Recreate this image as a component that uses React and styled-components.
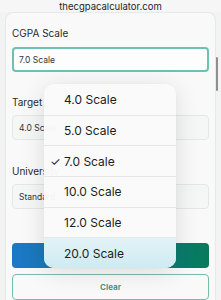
import React from "react";
import styled, { createGlobalStyle } from "styled-components";

const Global = createGlobalStyle`
  html, body { margin: 0; padding: 0; }
  body {
    width: 221px; height: 300px; overflow: hidden;
    background: #f3f3f3;
    font-family: Inter, "Noto Sans", sans-serif;
    color: #2a2a2a;
  }
`;

const Page = styled.div`
  position: relative;
  width: 221px;
  height: 300px;
  overflow: hidden;
  display: flex;
  flex-direction: column;
`;

const UrlBar = styled.div`
  height: 13px;
  display: flex;
  align-items: center;
  justify-content: center;
  font-size: 9.5px;
  color: #1f1f1f;
  background: #f6f6f6;
`;

const Card = styled.div`
  margin: 0 5px;
  flex: 1;
  background: #f9f9f9;
  border: 1px solid #e2ebe8;
  border-bottom: none;
  border-radius: 8px 8px 0 0;
  padding: 14px 6px 0 6px;
  display: flex;
  flex-direction: column;
`;

const Field = styled.div`
  display: flex;
  flex-direction: column;
  margin-bottom: ${(p) => p.$mb || 0}px;
`;

const Label = styled.div`
  font-size: 10px;
  line-height: 12px;
  color: #2b2b2b;
  margin-bottom: ${(p) => p.$gap}px;
`;

const Input = styled.div`
  height: 25px;
  box-sizing: border-box;
  border: ${(p) => (p.$active ? "2px solid #6cc2b2" : "1px solid #e3e8e6")};
  border-radius: 4px;
  background: ${(p) => (p.$active ? "#fdfdfd" : "#f5f7f6")};
  display: flex;
  align-items: center;
  padding-left: ${(p) => (p.$active ? 5 : 6)}px;
  font-size: 8.5px;
  color: #333;
`;

const PrimaryButton = styled.div`
  margin-top: 34px;
  height: 25px;
  border-radius: 4px;
  background: linear-gradient(90deg, #1d77c9 0%, #137c8e 55%, #077a5b 100%);
`;

const ClearButton = styled.div`
  margin-top: 6px;
  height: 26px;
  box-sizing: border-box;
  border: 1.5px solid #76bcae;
  border-radius: 4px;
  display: flex;
  align-items: center;
  justify-content: center;
  font-size: 8px;
  font-weight: 700;
  color: #3d9b87;
  background: #f9f9f9;
`;

const ScrollIndicator = styled.div`
  position: absolute;
  left: 216px;
  top: 57px;
  width: 2px;
  height: 34px;
  border-radius: 1px;
  background: #8e8e8e;
`;

const Menu = styled.div`
  position: absolute;
  left: 44px;
  top: 84px;
  width: 132px;
  border-radius: 10px;
  overflow: hidden;
  background: rgba(250, 250, 250, 0.97);
  box-shadow: 0 4px 24px rgba(0, 0, 0, 0.12), 0 0 1px rgba(0, 0, 0, 0.08);
  display: flex;
  flex-direction: column;
`;

const Option = styled.div`
  height: 30.7px;
  box-sizing: border-box;
  display: flex;
  align-items: center;
  position: relative;
  padding-left: 20px;
  font-size: 12px;
  color: #1d1d1d;
  border-top: ${(p) => (p.$first ? "none" : "1px solid #e6e8e8")};
  background: ${(p) =>
    p.$highlight
      ? "linear-gradient(180deg, #e3f3f7 0%, #cdebf1 100%)"
      : "transparent"};
`;

const Check = styled.span`
  position: absolute;
  left: 6px;
  font-size: 12px;
`;

const options = ["4.0 Scale", "5.0 Scale", "7.0 Scale", "10.0 Scale", "12.0 Scale", "20.0 Scale"];

export default function App() {
  return (
    <Page>
      <Global />
      <UrlBar>thecgpacalculator.com</UrlBar>
      <Card>
        <Field $mb={24}>
          <Label $gap={8}>CGPA Scale</Label>
          <Input $active>7.0 Scale</Input>
        </Field>
        <Field $mb={25}>
          <Label $gap={7}>Target</Label>
          <Input>4.0 Scale</Input>
        </Field>
        <Field>
          <Label $gap={7}>University</Label>
          <Input>Standard</Input>
        </Field>
        <PrimaryButton />
        <ClearButton>Clear</ClearButton>
      </Card>
      <ScrollIndicator />
      <Menu>
        {options.map((o, i) => (
          <Option key={o} $first={i === 0} $highlight={i === options.length - 1}>
            {o === "7.0 Scale" && <Check>✓</Check>}
            {o}
          </Option>
        ))}
      </Menu>
    </Page>
  );
}
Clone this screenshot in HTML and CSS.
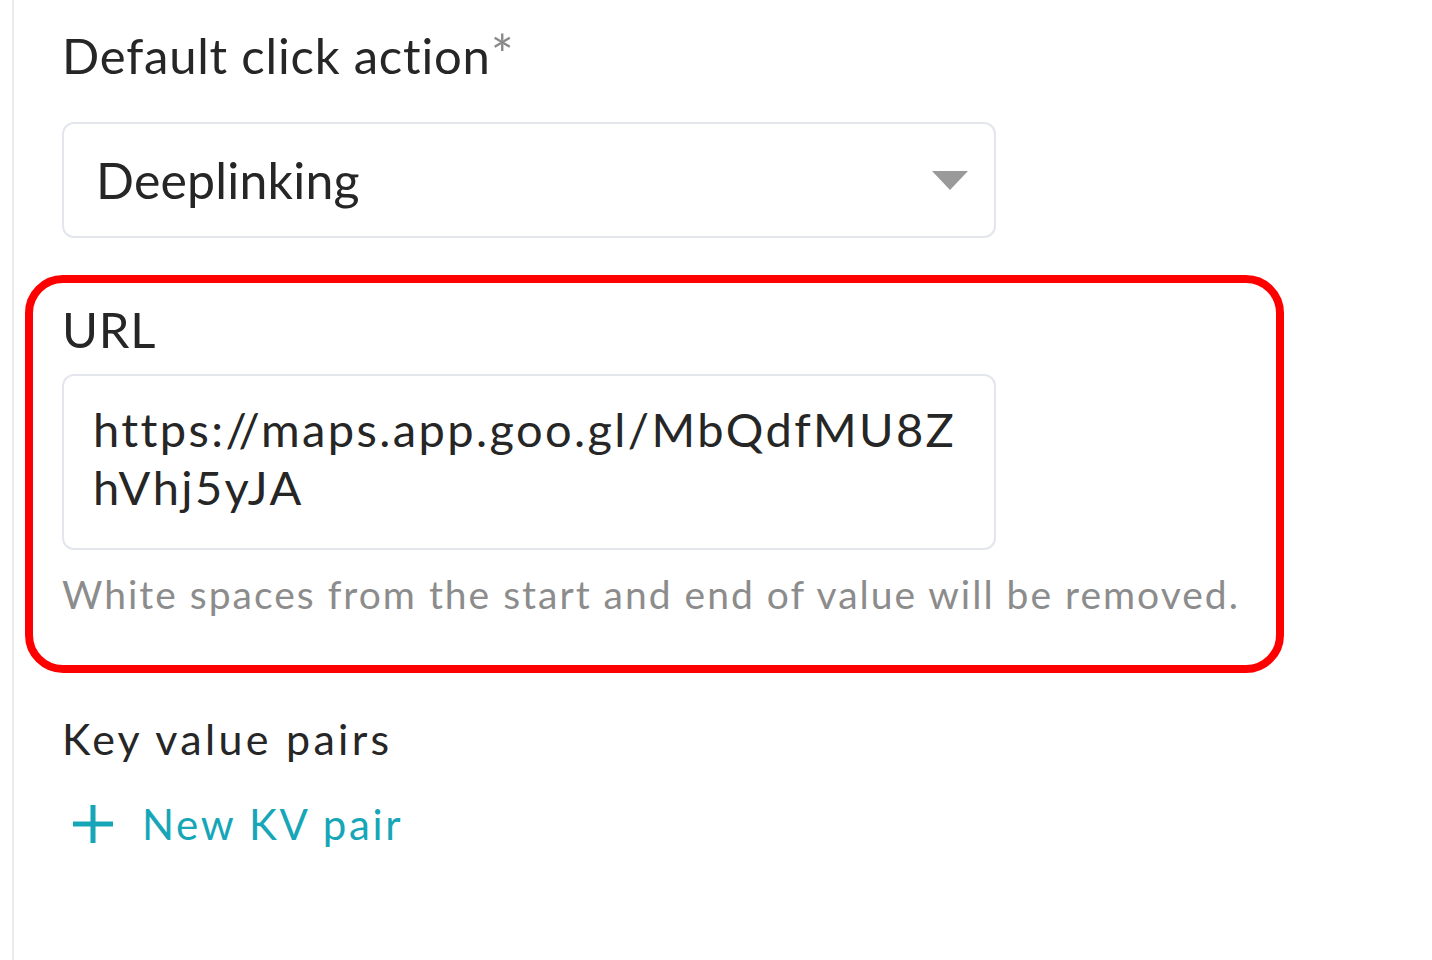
FILE: index.html
```html
<!DOCTYPE html>
<html lang="en">
<head>
  <meta charset="UTF-8">
  <title>Click action</title>
  <link rel="stylesheet" href="styles.css">
</head>
<body>

  <div class="panel">

    <div class="field">
      <label class="label">Default click action<span class="req">*</span></label>
      <div class="select">
        <span>Deeplinking</span>
        <span class="caret"></span>
      </div>
    </div>

    <div class="highlight">
      <label class="label">URL</label>
      <div class="textbox">https://maps.app.goo.gl/MbQdfMU8ZhVhj5yJA</div>
      <p class="hint">White spaces from the start and end of value will be removed.</p>
    </div>

    <div class="kv">
      <div class="kv-title">Key value pairs</div>
      <a class="add-link" href="#">
        <svg width="40" height="38" viewBox="0 0 40 38">
          <path d="M20 0 V38 M0 19 H40" stroke="currentColor" stroke-width="5" fill="none"/>
        </svg>
        New KV pair
      </a>
    </div>

  </div>

</body>
</html>
```

FILE: styles.css
```css
body {
  margin: 0;
  background: #fff;
  font-family: Lato, "Open Sans", sans-serif;
  color: #262626;
}
.panel {
  margin-left: 12px;
  min-height: 960px;
  border-left: 2px solid #ececf0;
  padding: 24px 0 0 48px;
  box-sizing: border-box;
}
.label {
  display: block;
  font-size: 49px;
  line-height: 60px;
  letter-spacing: 0.8px;
}
.req {
  color: #8a8a8a;
  font-size: 54px;
  letter-spacing: 0;
}
.select {
  margin-top: 37px;
  width: 934px;
  height: 116px;
  box-sizing: border-box;
  border: 2px solid #e3e6ec;
  border-radius: 12px;
  display: flex;
  align-items: center;
  justify-content: space-between;
  padding: 0 26px 0 32px;
  font-size: 50px;
  letter-spacing: 0.2px;
}
.caret {
  width: 0;
  height: 0;
  border-left: 18px solid transparent;
  border-right: 18px solid transparent;
  border-top: 19px solid #9a9a9a;
}
.highlight {
  margin: 37px 0 0 -37px;
  width: 1259px;
  box-sizing: border-box;
  border: 8px solid #ff0000;
  border-radius: 38px;
  padding: 16px 0 45px 29px;
}
.textbox {
  margin-top: 15px;
  width: 934px;
  height: 176px;
  box-sizing: border-box;
  border: 2px solid #e3e6ec;
  border-radius: 12px;
  padding: 24px 29px;
  font-size: 47px;
  line-height: 58px;
  letter-spacing: 2.4px;
  word-break: break-all;
}
.hint {
  margin: 18px 0 0;
  font-size: 39px;
  line-height: 52px;
  letter-spacing: 2px;
  color: #8c8c8c;
}
.kv {
  margin-top: 40px;
}
.kv-title {
  font-size: 43px;
  line-height: 52px;
  letter-spacing: 3.3px;
}
.add-link {
  display: flex;
  align-items: center;
  gap: 29px;
  margin-top: 34px;
  margin-left: 11px;
  color: #16a6b7;
  text-decoration: none;
  font-size: 42px;
  letter-spacing: 2.7px;
}
```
===
* WRITTEN INSTRUCTION:
Without the pictures, return the entries exactly as they appear.

* PROBLEM SOLUTION:
Recreate this image as a component that uses React and styled-components.
import React from "react";
import styled, { createGlobalStyle } from "styled-components";

const Global = createGlobalStyle`
  html, body { margin: 0; padding: 0; }
  body {
    width: 221px; height: 300px; overflow: hidden;
    background: #f3f3f3;
    font-family: Inter, "Noto Sans", sans-serif;
    color: #2a2a2a;
  }
`;

const Page = styled.div`
  position: relative;
  width: 221px;
  height: 300px;
  overflow: hidden;
  display: flex;
  flex-direction: column;
`;

const UrlBar = styled.div`
  height: 13px;
  display: flex;
  align-items: center;
  justify-content: center;
  font-size: 9.5px;
  color: #1f1f1f;
  background: #f6f6f6;
`;

const Card = styled.div`
  margin: 0 5px;
  flex: 1;
  background: #f9f9f9;
  border: 1px solid #e2ebe8;
  border-bottom: none;
  border-radius: 8px 8px 0 0;
  padding: 14px 6px 0 6px;
  display: flex;
  flex-direction: column;
`;

const Field = styled.div`
  display: flex;
  flex-direction: column;
  margin-bottom: ${(p) => p.$mb || 0}px;
`;

const Label = styled.div`
  font-size: 10px;
  line-height: 12px;
  color: #2b2b2b;
  margin-bottom: ${(p) => p.$gap}px;
`;

const Input = styled.div`
  height: 25px;
  box-sizing: border-box;
  border: ${(p) => (p.$active ? "2px solid #6cc2b2" : "1px solid #e3e8e6")};
  border-radius: 4px;
  background: ${(p) => (p.$active ? "#fdfdfd" : "#f5f7f6")};
  display: flex;
  align-items: center;
  padding-left: ${(p) => (p.$active ? 5 : 6)}px;
  font-size: 8.5px;
  color: #333;
`;

const PrimaryButton = styled.div`
  margin-top: 34px;
  height: 25px;
  border-radius: 4px;
  background: linear-gradient(90deg, #1d77c9 0%, #137c8e 55%, #077a5b 100%);
`;

const ClearButton = styled.div`
  margin-top: 6px;
  height: 26px;
  box-sizing: border-box;
  border: 1.5px solid #76bcae;
  border-radius: 4px;
  display: flex;
  align-items: center;
  justify-content: center;
  font-size: 8px;
  font-weight: 700;
  color: #3d9b87;
  background: #f9f9f9;
`;

const ScrollIndicator = styled.div`
  position: absolute;
  left: 216px;
  top: 57px;
  width: 2px;
  height: 34px;
  border-radius: 1px;
  background: #8e8e8e;
`;

const Menu = styled.div`
  position: absolute;
  left: 44px;
  top: 84px;
  width: 132px;
  border-radius: 10px;
  overflow: hidden;
  background: rgba(250, 250, 250, 0.97);
  box-shadow: 0 4px 24px rgba(0, 0, 0, 0.12), 0 0 1px rgba(0, 0, 0, 0.08);
  display: flex;
  flex-direction: column;
`;

const Option = styled.div`
  height: 30.7px;
  box-sizing: border-box;
  display: flex;
  align-items: center;
  position: relative;
  padding-left: 20px;
  font-size: 12px;
  color: #1d1d1d;
  border-top: ${(p) => (p.$first ? "none" : "1px solid #e6e8e8")};
  background: ${(p) =>
    p.$highlight
      ? "linear-gradient(180deg, #e3f3f7 0%, #cdebf1 100%)"
      : "transparent"};
`;

const Check = styled.span`
  position: absolute;
  left: 6px;
  font-size: 12px;
`;

const options = ["4.0 Scale", "5.0 Scale", "7.0 Scale", "10.0 Scale", "12.0 Scale", "20.0 Scale"];

export default function App() {
  return (
    <Page>
      <Global />
      <UrlBar>thecgpacalculator.com</UrlBar>
      <Card>
        <Field $mb={24}>
          <Label $gap={8}>CGPA Scale</Label>
          <Input $active>7.0 Scale</Input>
        </Field>
        <Field $mb={25}>
          <Label $gap={7}>Target</Label>
          <Input>4.0 Scale</Input>
        </Field>
        <Field>
          <Label $gap={7}>University</Label>
          <Input>Standard</Input>
        </Field>
        <PrimaryButton />
        <ClearButton>Clear</ClearButton>
      </Card>
      <ScrollIndicator />
      <Menu>
        {options.map((o, i) => (
          <Option key={o} $first={i === 0} $highlight={i === options.length - 1}>
            {o === "7.0 Scale" && <Check>✓</Check>}
            {o}
          </Option>
        ))}
      </Menu>
    </Page>
  );
}
Clone this screenshot in HTML and CSS.
FILE: index.html
```html
<!DOCTYPE html>
<html lang="en">
<head>
  <meta charset="UTF-8">
  <title>Click action</title>
  <link rel="stylesheet" href="styles.css">
</head>
<body>

  <div class="panel">

    <div class="field">
      <label class="label">Default click action<span class="req">*</span></label>
      <div class="select">
        <span>Deeplinking</span>
        <span class="caret"></span>
      </div>
    </div>

    <div class="highlight">
      <label class="label">URL</label>
      <div class="textbox">https://maps.app.goo.gl/MbQdfMU8ZhVhj5yJA</div>
      <p class="hint">White spaces from the start and end of value will be removed.</p>
    </div>

    <div class="kv">
      <div class="kv-title">Key value pairs</div>
      <a class="add-link" href="#">
        <svg width="40" height="38" viewBox="0 0 40 38">
          <path d="M20 0 V38 M0 19 H40" stroke="currentColor" stroke-width="5" fill="none"/>
        </svg>
        New KV pair
      </a>
    </div>

  </div>

</body>
</html>
```

FILE: styles.css
```css
body {
  margin: 0;
  background: #fff;
  font-family: Lato, "Open Sans", sans-serif;
  color: #262626;
}
.panel {
  margin-left: 12px;
  min-height: 960px;
  border-left: 2px solid #ececf0;
  padding: 24px 0 0 48px;
  box-sizing: border-box;
}
.label {
  display: block;
  font-size: 49px;
  line-height: 60px;
  letter-spacing: 0.8px;
}
.req {
  color: #8a8a8a;
  font-size: 54px;
  letter-spacing: 0;
}
.select {
  margin-top: 37px;
  width: 934px;
  height: 116px;
  box-sizing: border-box;
  border: 2px solid #e3e6ec;
  border-radius: 12px;
  display: flex;
  align-items: center;
  justify-content: space-between;
  padding: 0 26px 0 32px;
  font-size: 50px;
  letter-spacing: 0.2px;
}
.caret {
  width: 0;
  height: 0;
  border-left: 18px solid transparent;
  border-right: 18px solid transparent;
  border-top: 19px solid #9a9a9a;
}
.highlight {
  margin: 37px 0 0 -37px;
  width: 1259px;
  box-sizing: border-box;
  border: 8px solid #ff0000;
  border-radius: 38px;
  padding: 16px 0 45px 29px;
}
.textbox {
  margin-top: 15px;
  width: 934px;
  height: 176px;
  box-sizing: border-box;
  border: 2px solid #e3e6ec;
  border-radius: 12px;
  padding: 24px 29px;
  font-size: 47px;
  line-height: 58px;
  letter-spacing: 2.4px;
  word-break: break-all;
}
.hint {
  margin: 18px 0 0;
  font-size: 39px;
  line-height: 52px;
  letter-spacing: 2px;
  color: #8c8c8c;
}
.kv {
  margin-top: 40px;
}
.kv-title {
  font-size: 43px;
  line-height: 52px;
  letter-spacing: 3.3px;
}
.add-link {
  display: flex;
  align-items: center;
  gap: 29px;
  margin-top: 34px;
  margin-left: 11px;
  color: #16a6b7;
  text-decoration: none;
  font-size: 42px;
  letter-spacing: 2.7px;
}
```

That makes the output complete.